Particular attention is given to religious instruction."
The Birnie sisters relied on their brother, Rogers (1811-1891), to teach mathematics. Margaret (1794-1878) and Hester (1796-1885) taught the other academic subjects. Frances "Fanny" (1809-1904) was the music and painting instructor and tended the garden. Ellen (1805-1890) was in charge of the dairy; Ellen’s twin sister, Ann (1805-1890), was in charge of the farm; Rose (1798-1893) handled butchering and provisions. After their parents died in the 1840s, the six girls ran all aspects of the school and farm, probably with some advice from Rogers, who lived
nearby at
Glenburn and operated a school for boys - indeed, a family enterprise.
The Thorndale school year was divided into two terms, each 21 or 22 weeks in length. Boarding and tuition for girls older than 12 cost $80 per term in 1839. That included $5 for washing. There were extra charges for instruction in music, drawing, and painting which could add $32 per term.
On top of that was the cost of books, music, and drawing material. Tuition rose to $110 per term some years later, and French was offered. Given these prices, it is easy to see that only well-to-do families could afford to send their daughters to Thorndale. Still, it boasted recommendations from prominent ministers, doctors, and citizens such as Francis Scott Key, a Birnie relative. Most students came from Maryland, Pennsylvania, Virginia, West Virginia, and the District of Columbia.
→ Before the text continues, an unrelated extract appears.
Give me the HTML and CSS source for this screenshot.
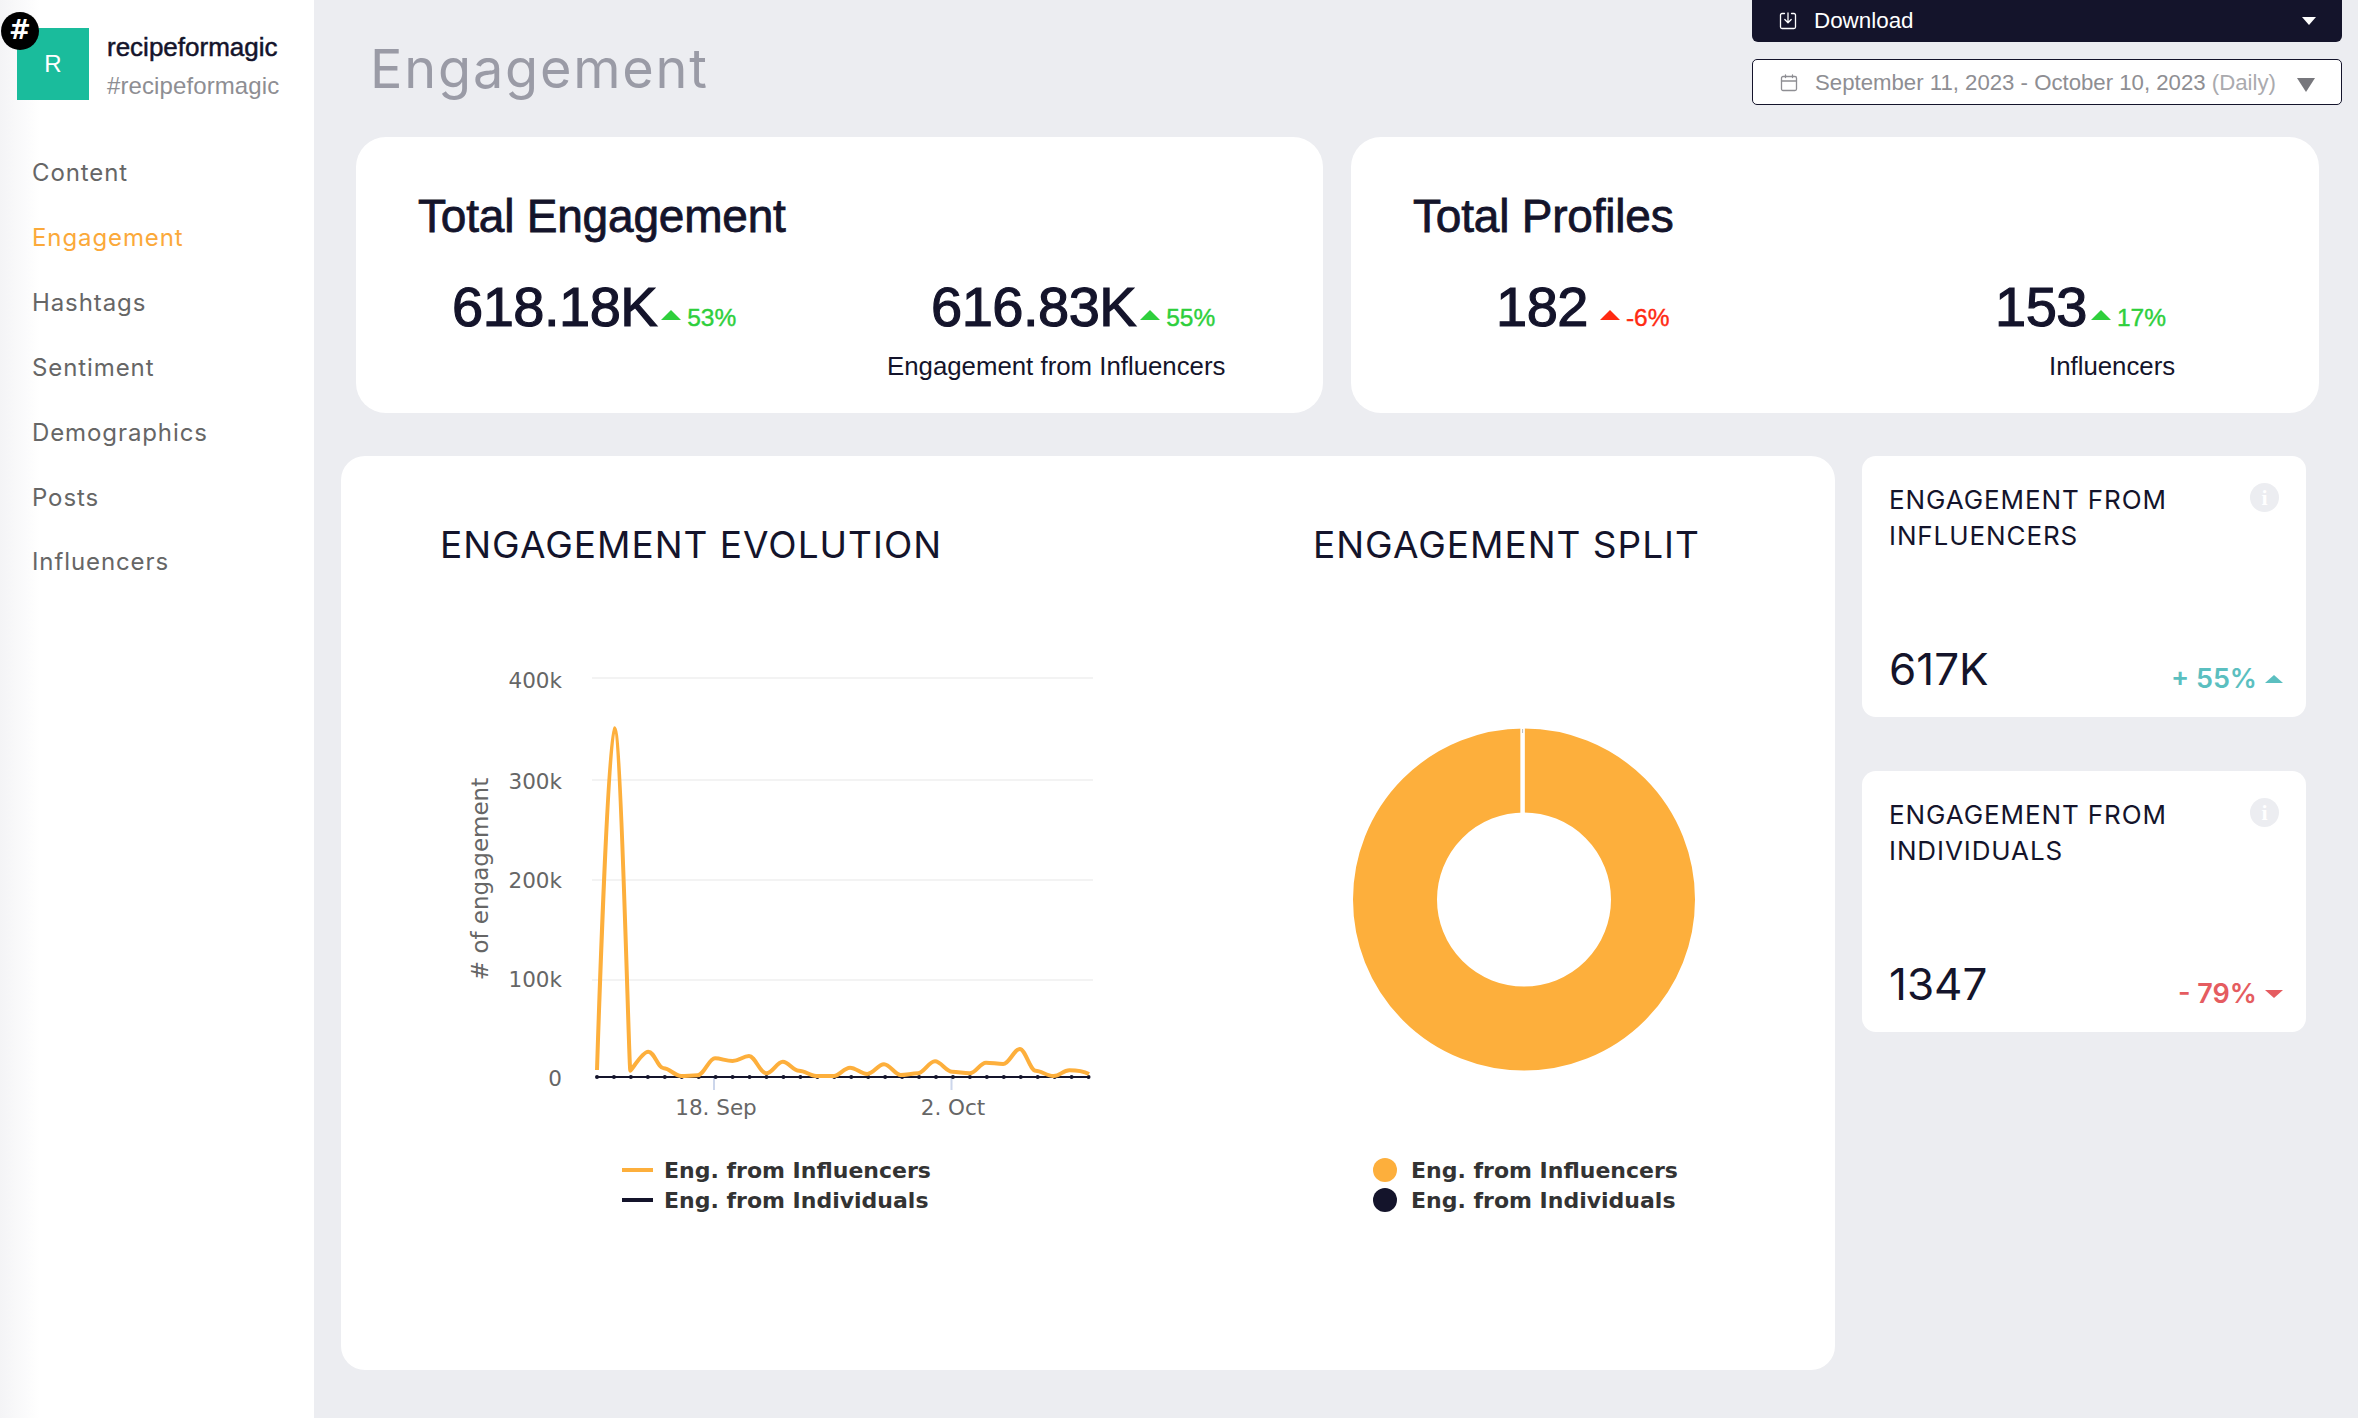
FILE: index.html
```html
<!DOCTYPE html>
<html lang="en">
<head>
    <meta charset="UTF-8">
    <title>Engagement</title>
    <link rel="stylesheet" href="styles.css">
</head>
<body>
    <aside class="sidebar">
        <div class="profile">
            <div class="avatar">R<span class="badge">#</span></div>
            <div class="profile-text">
                <div class="profile-name">recipeformagic</div>
                <div class="profile-tag">#recipeformagic</div>
            </div>
        </div>
        <nav class="nav">
            <a>Content</a>
            <a class="active">Engagement</a>
            <a>Hashtags</a>
            <a>Sentiment</a>
            <a>Demographics</a>
            <a>Posts</a>
            <a>Influencers</a>
        </nav>
    </aside>

    <main class="main">
        <header class="header">
            <h1>Engagement</h1>
            <div class="controls">
                <div class="btn-download">
                    <svg class="btn-icon" viewBox="0 0 18 18" fill="none" stroke="#fff" stroke-width="1.3" stroke-linejoin="round" stroke-linecap="round">
                        <path d="M5.5 1.5H3a1.5 1.5 0 0 0-1.500 1.500v12A1.500 1.500 0 0 0 3 16.500h12a1.500 1.500 0 0 0 1.500-1.500V3A1.500 1.500 0 0 0 15 1.500h-2.500"/>
                        <path d="M9 1v9.500M5.800 7.500 9 10.700l3.200-3.200"/>
                    </svg>
                    <span>Download</span>
                    <span class="caret-white"></span>
                </div>
                <div class="date-range">
                    <svg class="btn-icon" viewBox="0 0 18 18" fill="none" stroke="#8e8e93" stroke-width="1.300" stroke-linejoin="round" stroke-linecap="round">
                        <rect x="1.500" y="2.500" width="15" height="14" rx="1.500"/>
                        <path d="M1.500 7h15M5.500 1v2.500M12.500 1v2.500"/>
                    </svg>
                    <span class="date-text">September 11, 2023 - October 10, 2023 <span class="date-mode">(Daily)</span></span>
                    <span class="caret-gray"></span>
                </div>
            </div>
        </header>

        <section class="totals">
            <div class="total-card">
                <h2>Total Engagement</h2>
                <div class="stats stats-engagement">
                    <div class="stat">
                        <div class="stat-line">
                            <span class="stat-num">618.18K</span>
                            <span class="tri-up green"></span>
                            <span class="stat-pct green-text">53%</span>
                        </div>
                    </div>
                    <div class="stat">
                        <div class="stat-line shift-num">
                            <span class="stat-num">616.83K</span>
                            <span class="tri-up green"></span>
                            <span class="stat-pct green-text">55%</span>
                        </div>
                        <div class="stat-label">Engagement from Influencers</div>
                    </div>
                </div>
            </div>
            <div class="total-card">
                <h2>Total Profiles</h2>
                <div class="stats stats-profiles">
                    <div class="stat">
                        <div class="stat-line">
                            <span class="stat-num">182</span>
                            <span class="tri-up red wide-gap"></span>
                            <span class="stat-pct red-text">-6%</span>
                        </div>
                    </div>
                    <div class="stat">
                        <div class="stat-line">
                            <span class="stat-num">153</span>
                            <span class="tri-up green"></span>
                            <span class="stat-pct green-text">17%</span>
                        </div>
                        <div class="stat-label shift-label">Influencers</div>
                    </div>
                </div>
            </div>
        </section>

        <section class="lower">
            <div class="chart-card">
                <div class="chart-col chart-evolution">
                    <h3>ENGAGEMENT EVOLUTION</h3>
                    <svg class="chart-svg" width="680" height="480" viewBox="440 650 680 480">
                        <g class="grid">
                            <path d="M592 678H1093M592 780H1093M592 880H1093M592 980H1093"/>
                        </g>
                        <path class="tick" d="M714 1078V1090M951.500 1078V1090"/>
                        <g class="axis-text">
                            <text x="562" y="688" text-anchor="end">400k</text>
                            <text x="562" y="789" text-anchor="end">300k</text>
                            <text x="562" y="888" text-anchor="end">200k</text>
                            <text x="562" y="987" text-anchor="end">100k</text>
                            <text x="562" y="1086" text-anchor="end">0</text>
                            <text x="716" y="1115" text-anchor="middle">18. Sep</text>
                            <text x="953" y="1115" text-anchor="middle">2. Oct</text>
                            <text class="axis-title" transform="translate(488 879) rotate(-90)" text-anchor="middle">#&#160;of engagement</text>
                        </g>
                        <path class="line-dark" d="M597 1077H1089"/>
                        <path class="line-dots" d="M597 1077H1090"/>
                        <path class="line-orange" d="M597 1070C597 1070 608 728.300 614.400 728.300C621 728.300 629 1070.700 630.300 1070.700S642 1051.700 648.200 1051.700S658 1068.300 663.700 1068.300S675 1076 681.200 1076S691 1075.300 697.400 1075.300S709 1058.300 715 1058.300S726 1061 732.500 1061S743 1056 749 1056S760 1073.300 766.300 1073.300S777 1061.700 782.800 1061.700S793 1070.700 799 1070.700S810 1076 816.200 1076S828 1076 833.800 1076S844 1067.700 850 1067.700S861 1074 867.200 1074S878 1064.300 884 1064.300S895 1075 900.600 1075S912 1073.300 917.800 1073.300S929 1061.300 935 1061.300S946 1071.700 952.200 1071.700S963 1073.300 969.500 1073.300S980 1062.700 986 1062.700S997 1064 1003.200 1064S1014 1049 1019.700 1049S1030 1070.700 1035.600 1070.700S1047 1076 1053.500 1076S1063 1070.300 1069.300 1070.300S1083 1071 1089 1074"/>
                    </svg>
                    <div class="legend legend-line">
                        <div class="legend-row"><span class="swatch-line orange-bg"></span>Eng. from Influencers</div>
                        <div class="legend-row"><span class="swatch-line dark-bg"></span>Eng. from Individuals</div>
                    </div>
                </div>
                <div class="chart-col chart-split">
                    <h3>ENGAGEMENT SPLIT</h3>
                    <svg class="chart-svg" width="400" height="480" viewBox="1313 650 400 480">
                        <circle class="donut" cx="1524" cy="899.500" r="129"/>
                        <path class="donut-gap" d="M1522.600 726V814"/>
                        <path class="donut-mark" d="M1522.600 729V733"/>
                    </svg>
                    <div class="legend legend-dots">
                        <div class="legend-row"><span class="swatch-dot orange-bg"></span>Eng. from Influencers</div>
                        <div class="legend-row"><span class="swatch-dot dark-bg"></span>Eng. from Individuals</div>
                    </div>
                </div>
            </div>

            <div class="side-cards">
                <div class="mini-card">
                    <div class="mini-top">
                        <div class="mini-title">ENGAGEMENT FROM INFLUENCERS</div>
                        <span class="info">i</span>
                    </div>
                    <div class="mini-bottom">
                        <span class="mini-value">617K</span>
                        <span class="mini-delta teal-text">+ 55%<span class="mini-up"></span></span>
                    </div>
                </div>
                <div class="mini-card">
                    <div class="mini-top">
                        <div class="mini-title">ENGAGEMENT FROM INDIVIDUALS</div>
                        <span class="info">i</span>
                    </div>
                    <div class="mini-bottom">
                        <span class="mini-value">1347</span>
                        <span class="mini-delta coral-text">- 79%<span class="mini-down"></span></span>
                    </div>
                </div>
            </div>
        </section>
    </main>
</body>
</html>
```

FILE: styles.css
```css
* {
    box-sizing: border-box;
}
html, body {
    height: 100%;
}
body {
    margin: 0;
    display: flex;
    background-color: #ecedf1;
    font-family: "Liberation Sans", Arial, sans-serif;
    color: #14142b;
    overflow: hidden;
}

/* sidebar */
.sidebar {
    width: 314px;
    flex-shrink: 0;
    background: linear-gradient(90deg, #f4f4f6, #fff 40px);
}
.profile {
    display: flex;
    padding: 28px 0 0 17px;
}
.avatar {
    position: relative;
    width: 72px;
    height: 72px;
    background-color: #1abc9c;
    color: #fff;
    font-size: 24px;
    line-height: 72px;
    text-align: center;
}
.badge {
    position: absolute;
    left: -16px;
    top: -16px;
    width: 38px;
    height: 38px;
    border-radius: 50%;
    background-color: #000;
    color: #fff;
    font-family: "DejaVu Sans", sans-serif;
    font-weight: bold;
    font-size: 26px;
    line-height: 36px;
}
.profile-text {
    margin-left: 18px;
}
.profile-name {
    font-size: 26px;
    -webkit-text-stroke: 0.5px #14142b;
    line-height: 30px;
    margin-top: 4px;
}
.profile-tag {
    font-size: 24px;
    color: #8e8e93;
    line-height: 30px;
    margin-top: 9px;
    letter-spacing: 0.100px;
}
.nav {
    display: flex;
    flex-direction: column;
    padding: 40px 0 0 32px;
}
.nav a {
    font-family: Inter, sans-serif;
    font-size: 24px;
    line-height: 64.900px;
    color: #666;
    letter-spacing: 0.900px;
}
.nav a.active {
    color: #fba93a;
}

/* header */
.main {
    flex: 1;
    min-width: 0;
}
.header {
    display: flex;
    justify-content: space-between;
    height: 137px;
    padding-left: 56px;
    padding-right: 16px;
}
h1 {
    margin: 39px 0 0;
    font-family: Inter, sans-serif;
    font-weight: 400;
    font-size: 54px;
    line-height: 60px;
    color: #9a9ba6;
    letter-spacing: 1.800px;
}
.controls {
    width: 590px;
}
.btn-download {
    display: flex;
    align-items: center;
    height: 42px;
    padding: 0 26px 0 27px;
    background-color: #14142b;
    color: #fff;
    font-size: 22.400px;
    border-radius: 0 0 6px 6px;
}
.btn-icon {
    width: 18px;
    height: 18px;
    margin-right: 17px;
    flex-shrink: 0;
}
.caret-white {
    margin-left: auto;
    border-left: 7px solid transparent;
    border-right: 7px solid transparent;
    border-top: 8px solid #fff;
}
.date-range {
    display: flex;
    align-items: center;
    height: 46px;
    margin-top: 17px;
    padding: 2px 26px 0 27px;
    background-color: #fff;
    border: 1px solid #14142b;
    border-radius: 5px;
    color: #8e8e93;
    font-size: 22.200px;
}
.date-mode {
    color: #aaaaae;
}
.caret-gray {
    margin-left: auto;
    margin-top: 4px;
    border-left: 9px solid transparent;
    border-right: 9px solid transparent;
    border-top: 14px solid #77777c;
}

/* total cards */
.totals {
    display: flex;
    gap: 28px;
    padding-left: 42px;
}
.total-card {
    width: 967px;
    height: 276px;
    background-color: #fff;
    border-radius: 30px;
    padding-top: 54px;
}
.total-card:last-child {
    width: 968px;
}
h2 {
    margin: 0;
    padding-left: 62px;
    font-size: 46px;
    font-weight: 400;
    -webkit-text-stroke: 0.8px #14142b;
    letter-spacing: -0.200px;
    line-height: 50px;
}
.stats {
    display: flex;
    margin-top: 34px;
}
.stats-engagement {
    padding-left: 96px;
}
.stats-engagement .stat:first-child {
    width: 435px;
}
.stats-profiles {
    padding-left: 145px;
}
.stats-profiles .stat:first-child {
    width: 499px;
}
.stat-line {
    display: flex;
    align-items: baseline;
}
.shift-num {
    margin-left: 44px;
}
.shift-label {
    margin-left: 54px;
}
.stat-num {
    font-size: 56px;
    font-weight: 400;
    -webkit-text-stroke: 1.200px #14142b;
    letter-spacing: -0.500px;
    line-height: 64px;
}
.stat-pct {
    font-size: 24.500px;
    -webkit-text-stroke: 0.4px;
    margin-left: 6px;
}
.tri-up {
    width: 0;
    height: 0;
    margin-left: 4px;
    border-left: 10px solid transparent;
    border-right: 10px solid transparent;
    border-bottom: 10px solid;
    transform: translateY(-6px);
}
.wide-gap {
    margin-left: 12px;
}
.green {
    border-bottom-color: #2ecf3c;
}
.red {
    border-bottom-color: #ff2a12;
}
.green-text {
    color: #2ecf3c;
}
.red-text {
    color: #ff2a12;
}
.stat-label {
    margin-top: 12px;
    font-size: 25.800px;
    line-height: 30px;
    color: #14142b;
}

/* lower row */
.lower {
    display: flex;
    gap: 27px;
    margin-top: 43px;
    padding-left: 27px;
}
.chart-card {
    display: flex;
    width: 1494px;
    height: 914px;
    padding: 67px 0 0 99px;
    background-color: #fff;
    border-radius: 24px;
}
.chart-evolution {
    width: 680px;
}
.chart-split {
    width: 400px;
    margin-left: 193px;
}
h3 {
    margin: 0 0 83px;
    font-family: Inter, sans-serif;
    font-weight: 400;
    font-size: 37px;
    line-height: 44px;
    white-space: nowrap;
    letter-spacing: 1px;
}
.chart-svg {
    display: block;
}
.grid path {
    stroke: #f3f3f3;
    stroke-width: 2;
    fill: none;
}
.tick {
    stroke: #ccd6eb;
    stroke-width: 2;
    fill: none;
}
.axis-text text {
    font-family: "DejaVu Sans", sans-serif;
    font-size: 21.500px;
    fill: #666;
}
.axis-text .axis-title {
    font-size: 23px;
}
.line-dark {
    stroke: #14142b;
    stroke-width: 2;
    fill: none;
}
.line-dots {
    stroke: #14142b;
    stroke-width: 4;
    stroke-linecap: round;
    stroke-dasharray: 0 16.950;
    fill: none;
}
.line-orange {
    stroke: #fdaf3c;
    stroke-width: 4;
    fill: none;
}
.donut {
    fill: none;
    stroke: #fdaf3c;
    stroke-width: 84;
}
.donut-gap {
    stroke: #fff;
    stroke-width: 4.500;
}
.donut-mark {
    stroke: #bbb;
    stroke-width: 1;
}
.legend {
    margin-top: 25px;
    font-family: "DejaVu Sans", sans-serif;
    font-weight: bold;
    font-size: 22px;
    color: #333;
}
.legend-line {
    padding-left: 182px;
}
.legend-dots {
    padding-left: 60px;
}
.legend-row {
    display: flex;
    align-items: center;
    height: 30px;
    white-space: nowrap;
}
.swatch-line {
    width: 31px;
    height: 4px;
    margin-right: 11px;
}
.swatch-dot {
    width: 24px;
    height: 24px;
    border-radius: 50%;
    margin-right: 14px;
}
.orange-bg {
    background-color: #fdaf3c;
}
.dark-bg {
    background-color: #14142b;
}

/* small cards */
.side-cards {
    display: flex;
    flex-direction: column;
    gap: 54px;
    width: 444px;
}
.mini-card {
    display: flex;
    flex-direction: column;
    justify-content: space-between;
    height: 261px;
    padding: 26px 23px 23px 27px;
    background-color: #fff;
    border-radius: 14px;
}
.mini-top {
    display: flex;
    justify-content: space-between;
    align-items: flex-start;
}
.mini-title {
    width: 340px;
    font-family: Inter, sans-serif;
    font-size: 26px;
    line-height: 36px;
    letter-spacing: 0.900px;
}
.info {
    width: 29px;
    height: 29px;
    border-radius: 50%;
    margin: 1px 4px 0 0;
    background-color: #ecedf1;
    color: #fff;
    font-family: "Liberation Serif", serif;
    font-weight: bold;
    font-size: 22px;
    line-height: 29px;
    text-align: center;
}
.mini-bottom {
    display: flex;
    justify-content: space-between;
    align-items: baseline;
}
.mini-value {
    font-family: Inter, sans-serif;
    font-size: 44px;
    line-height: 50px;
}
.mini-delta {
    display: flex;
    align-items: center;
    font-family: Inter, sans-serif;
    font-weight: 600;
    font-size: 27px;
    transform: translateY(3px);
}
.mini-up, .mini-down {
    width: 0;
    height: 0;
    margin-left: 8px;
    border-left: 9px solid transparent;
    border-right: 9px solid transparent;
}
.mini-up {
    border-bottom: 8px solid #5bbfc0;
}
.mini-down {
    border-top: 8px solid #e55c60;
}
.teal-text {
    color: #5bbfc0;
}
.coral-text {
    color: #e55c60;
}
```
By 1872, when the school closed, the sisters were up in years. Margaret, the eldest, died in 1878 at 83, and Fanny, the youngest, died in 1904 at the age of 94. In 1907, the house was sold outside the family, returning to a working farm. Today, it consists of slightly over one hundred and eight acres but remains one of the most significant structures in Carroll County for its architecture and history.
David Buie is a Taneytown Resident who has a passion for
Carroll County and its place in history.